DETROIT – There were few surprises for Mariners hitters Thursday night, with Justin Verlander chewing them up as he does so many teams.
Verlander is one of the game’s premier pitchers, and once he got on a roll, the game was pretty much over after the Detroit Tigers’ four-run fifth inning. Indeed, the only real surprise in a 4-1 loss by the Mariners was the sight of Doug Fister still on the mound in the eighth, the final time the Tigers came to bat.
Considering all the work Fister did early to keep his team in it, being out there with a pitch count less than 90 ranked as one of those unheralded victories for a pitcher who continues to give reasons to look at him differently.
“That’s our mentality, to go out there and throw nine innings every game,” said Fister, who threw only 87 pitches in the complete-game loss. “So, whether it happens or not, it’s a matter of how the game progresses. But it’s the same mentality every time.”
Still, having the mentality is one thing. Going out and doing it is something else.
The usually reticent Fister admitted “it was a positive” to go the distance on a night he twice had to strand runners on third with fewer than two outs early on. He nearly did it again in the fifth after the Tigers had scored to tie it 1-1 on the second triple of the game by Alex Avila.
But after notching two outs to hold Avila at third, Fister surrendered a go-ahead single to Don Kelly. Then, with the count 1-1, he tried to jam Brennan Boesch with a cutter inside, only to catch too much plate and see the southpaw slugger pull it over the right-field wall.
The way Verlander was pitching, en route to 10 strikeouts over eight innings, most of the announced 22,090 at Comerica Park knew the game was over.
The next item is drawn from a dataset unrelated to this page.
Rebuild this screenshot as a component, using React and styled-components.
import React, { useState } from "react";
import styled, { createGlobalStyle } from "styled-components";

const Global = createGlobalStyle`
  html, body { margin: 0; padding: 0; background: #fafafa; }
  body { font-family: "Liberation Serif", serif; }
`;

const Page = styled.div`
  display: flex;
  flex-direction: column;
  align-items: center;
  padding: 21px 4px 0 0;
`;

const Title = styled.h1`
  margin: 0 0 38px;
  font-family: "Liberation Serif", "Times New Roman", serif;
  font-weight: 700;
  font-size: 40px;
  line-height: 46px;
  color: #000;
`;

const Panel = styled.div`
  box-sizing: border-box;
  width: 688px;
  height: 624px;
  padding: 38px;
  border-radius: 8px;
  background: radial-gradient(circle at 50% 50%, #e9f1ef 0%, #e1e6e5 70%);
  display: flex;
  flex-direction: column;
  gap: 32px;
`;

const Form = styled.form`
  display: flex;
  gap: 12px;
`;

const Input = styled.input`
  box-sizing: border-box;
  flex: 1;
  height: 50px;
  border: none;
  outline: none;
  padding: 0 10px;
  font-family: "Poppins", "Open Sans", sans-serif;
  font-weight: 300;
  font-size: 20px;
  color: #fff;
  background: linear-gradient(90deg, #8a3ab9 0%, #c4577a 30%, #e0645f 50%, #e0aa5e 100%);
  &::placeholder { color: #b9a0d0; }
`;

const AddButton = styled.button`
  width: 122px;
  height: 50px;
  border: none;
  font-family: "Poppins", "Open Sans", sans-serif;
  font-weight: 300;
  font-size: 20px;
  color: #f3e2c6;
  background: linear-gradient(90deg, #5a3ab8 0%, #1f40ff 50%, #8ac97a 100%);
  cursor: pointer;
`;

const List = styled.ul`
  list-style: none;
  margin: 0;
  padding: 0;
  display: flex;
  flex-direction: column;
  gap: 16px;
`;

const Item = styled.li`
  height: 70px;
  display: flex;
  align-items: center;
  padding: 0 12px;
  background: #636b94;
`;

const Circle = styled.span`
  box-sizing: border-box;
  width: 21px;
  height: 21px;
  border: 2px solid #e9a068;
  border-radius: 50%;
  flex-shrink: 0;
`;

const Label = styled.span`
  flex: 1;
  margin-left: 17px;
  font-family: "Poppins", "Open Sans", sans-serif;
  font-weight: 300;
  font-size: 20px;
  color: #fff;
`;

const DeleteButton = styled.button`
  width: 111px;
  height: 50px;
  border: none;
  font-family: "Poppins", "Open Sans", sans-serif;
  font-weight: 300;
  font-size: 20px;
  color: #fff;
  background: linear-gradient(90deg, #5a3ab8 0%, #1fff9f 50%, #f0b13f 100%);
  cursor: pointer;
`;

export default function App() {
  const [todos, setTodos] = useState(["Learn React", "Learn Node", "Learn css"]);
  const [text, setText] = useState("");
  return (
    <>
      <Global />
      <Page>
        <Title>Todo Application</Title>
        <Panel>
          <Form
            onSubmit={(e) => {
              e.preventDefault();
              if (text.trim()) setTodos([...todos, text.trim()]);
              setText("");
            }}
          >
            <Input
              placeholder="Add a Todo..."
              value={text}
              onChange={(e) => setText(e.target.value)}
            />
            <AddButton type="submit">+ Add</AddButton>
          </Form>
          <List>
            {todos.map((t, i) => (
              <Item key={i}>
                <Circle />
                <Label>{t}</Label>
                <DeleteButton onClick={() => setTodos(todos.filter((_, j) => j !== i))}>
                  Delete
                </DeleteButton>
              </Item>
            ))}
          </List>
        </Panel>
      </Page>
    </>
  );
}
The Mariners dropped their third game in four tries on this trip, but didn’t get any harsh words from manager Eric Wedge about their offense afterward.
This loss was simply a matter of Verlander taking over.
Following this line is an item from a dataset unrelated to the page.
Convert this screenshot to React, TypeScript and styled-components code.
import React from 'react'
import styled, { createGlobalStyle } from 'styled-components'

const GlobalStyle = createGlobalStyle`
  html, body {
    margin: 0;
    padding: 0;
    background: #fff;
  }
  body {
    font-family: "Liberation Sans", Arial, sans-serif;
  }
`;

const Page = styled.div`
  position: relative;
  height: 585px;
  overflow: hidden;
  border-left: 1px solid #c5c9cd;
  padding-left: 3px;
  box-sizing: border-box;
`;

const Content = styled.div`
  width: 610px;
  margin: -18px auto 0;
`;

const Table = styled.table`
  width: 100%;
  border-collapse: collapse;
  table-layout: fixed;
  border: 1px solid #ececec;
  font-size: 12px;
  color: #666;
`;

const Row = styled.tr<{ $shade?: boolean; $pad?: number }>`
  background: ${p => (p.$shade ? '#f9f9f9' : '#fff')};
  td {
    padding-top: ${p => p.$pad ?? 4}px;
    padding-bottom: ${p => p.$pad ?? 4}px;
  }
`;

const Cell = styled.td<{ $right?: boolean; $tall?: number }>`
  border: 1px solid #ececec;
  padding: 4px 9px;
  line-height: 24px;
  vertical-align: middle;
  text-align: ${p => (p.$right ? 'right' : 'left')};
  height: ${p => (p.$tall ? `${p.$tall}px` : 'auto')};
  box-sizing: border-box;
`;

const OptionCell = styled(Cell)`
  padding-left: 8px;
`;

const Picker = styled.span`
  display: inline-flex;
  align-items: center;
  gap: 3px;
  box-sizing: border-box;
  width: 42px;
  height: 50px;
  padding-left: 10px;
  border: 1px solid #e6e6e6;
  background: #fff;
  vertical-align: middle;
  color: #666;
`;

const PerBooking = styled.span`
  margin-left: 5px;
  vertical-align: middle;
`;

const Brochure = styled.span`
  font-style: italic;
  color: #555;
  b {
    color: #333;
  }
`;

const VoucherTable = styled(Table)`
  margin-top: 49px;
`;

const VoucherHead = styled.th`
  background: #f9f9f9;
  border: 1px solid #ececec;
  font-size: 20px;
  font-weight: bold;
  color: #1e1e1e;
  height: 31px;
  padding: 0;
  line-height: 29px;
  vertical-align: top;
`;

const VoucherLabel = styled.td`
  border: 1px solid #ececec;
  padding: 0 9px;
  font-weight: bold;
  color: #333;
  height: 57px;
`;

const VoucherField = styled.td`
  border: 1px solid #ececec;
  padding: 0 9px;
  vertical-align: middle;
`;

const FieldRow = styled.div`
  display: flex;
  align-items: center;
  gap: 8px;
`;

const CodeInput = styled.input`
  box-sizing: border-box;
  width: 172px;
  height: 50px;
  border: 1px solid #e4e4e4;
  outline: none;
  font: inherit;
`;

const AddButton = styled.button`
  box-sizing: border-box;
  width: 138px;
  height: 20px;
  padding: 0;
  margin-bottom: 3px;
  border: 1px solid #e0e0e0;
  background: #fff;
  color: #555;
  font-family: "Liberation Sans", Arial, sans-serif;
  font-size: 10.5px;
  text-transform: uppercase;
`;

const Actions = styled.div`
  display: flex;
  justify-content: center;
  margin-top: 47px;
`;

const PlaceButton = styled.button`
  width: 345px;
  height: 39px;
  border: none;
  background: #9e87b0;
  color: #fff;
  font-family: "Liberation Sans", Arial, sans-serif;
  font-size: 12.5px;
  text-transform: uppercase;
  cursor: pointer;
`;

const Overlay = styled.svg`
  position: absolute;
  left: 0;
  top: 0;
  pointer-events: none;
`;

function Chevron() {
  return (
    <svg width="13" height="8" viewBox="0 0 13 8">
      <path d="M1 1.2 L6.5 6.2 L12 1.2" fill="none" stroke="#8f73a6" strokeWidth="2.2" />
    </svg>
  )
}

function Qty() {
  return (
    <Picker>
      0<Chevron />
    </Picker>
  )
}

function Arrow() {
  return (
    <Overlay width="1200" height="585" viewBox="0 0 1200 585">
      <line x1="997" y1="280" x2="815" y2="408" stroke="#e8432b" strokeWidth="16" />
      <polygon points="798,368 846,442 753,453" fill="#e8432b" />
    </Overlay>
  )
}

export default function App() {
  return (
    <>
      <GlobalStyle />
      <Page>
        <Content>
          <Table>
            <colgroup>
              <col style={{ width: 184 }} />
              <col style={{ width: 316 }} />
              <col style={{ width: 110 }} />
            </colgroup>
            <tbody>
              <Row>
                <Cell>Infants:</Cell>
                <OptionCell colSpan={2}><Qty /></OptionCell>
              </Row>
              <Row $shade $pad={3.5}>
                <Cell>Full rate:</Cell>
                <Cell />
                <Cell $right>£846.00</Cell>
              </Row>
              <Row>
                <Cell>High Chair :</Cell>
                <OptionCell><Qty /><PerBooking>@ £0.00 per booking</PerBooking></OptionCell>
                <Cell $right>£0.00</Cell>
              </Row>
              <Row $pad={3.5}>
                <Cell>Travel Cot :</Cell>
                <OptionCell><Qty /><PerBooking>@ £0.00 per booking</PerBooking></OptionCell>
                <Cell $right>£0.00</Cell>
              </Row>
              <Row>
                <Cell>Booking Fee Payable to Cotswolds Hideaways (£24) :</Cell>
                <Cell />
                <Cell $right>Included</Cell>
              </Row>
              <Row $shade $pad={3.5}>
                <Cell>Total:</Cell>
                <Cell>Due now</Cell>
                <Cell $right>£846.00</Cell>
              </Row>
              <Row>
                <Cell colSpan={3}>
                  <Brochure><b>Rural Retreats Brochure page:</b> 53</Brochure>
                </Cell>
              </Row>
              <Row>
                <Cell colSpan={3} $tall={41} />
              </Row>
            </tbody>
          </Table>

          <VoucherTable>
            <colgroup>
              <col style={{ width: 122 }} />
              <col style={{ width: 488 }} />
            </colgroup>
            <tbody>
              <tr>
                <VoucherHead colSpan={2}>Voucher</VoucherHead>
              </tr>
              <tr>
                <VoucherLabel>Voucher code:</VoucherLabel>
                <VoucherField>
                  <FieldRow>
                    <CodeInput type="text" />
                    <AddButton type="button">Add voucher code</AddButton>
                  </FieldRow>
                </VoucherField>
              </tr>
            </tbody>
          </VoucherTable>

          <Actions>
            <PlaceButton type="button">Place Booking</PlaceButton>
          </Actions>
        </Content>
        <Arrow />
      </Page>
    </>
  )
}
“It’s not fun at all,” said Mariners shortstop Brendan Ryan, who had two of his team’s five singles. “He’s throwing the kitchen sink and his fastball’s 98 (mph). So, you’re facing closer stuff and a pitcher, too.”
Verlander walked one, lowered his earned-run average to 2.89 and allowed the only Seattle run on a wild pitch in the fifth.
“When he’s at his best – I’ve seen him too many times over the years when he’s at his best – he’ll get stronger like that as the game wears on,” Wedge said. “He was better late than he was early, and I thought he was good early, too. It was just one of those days.”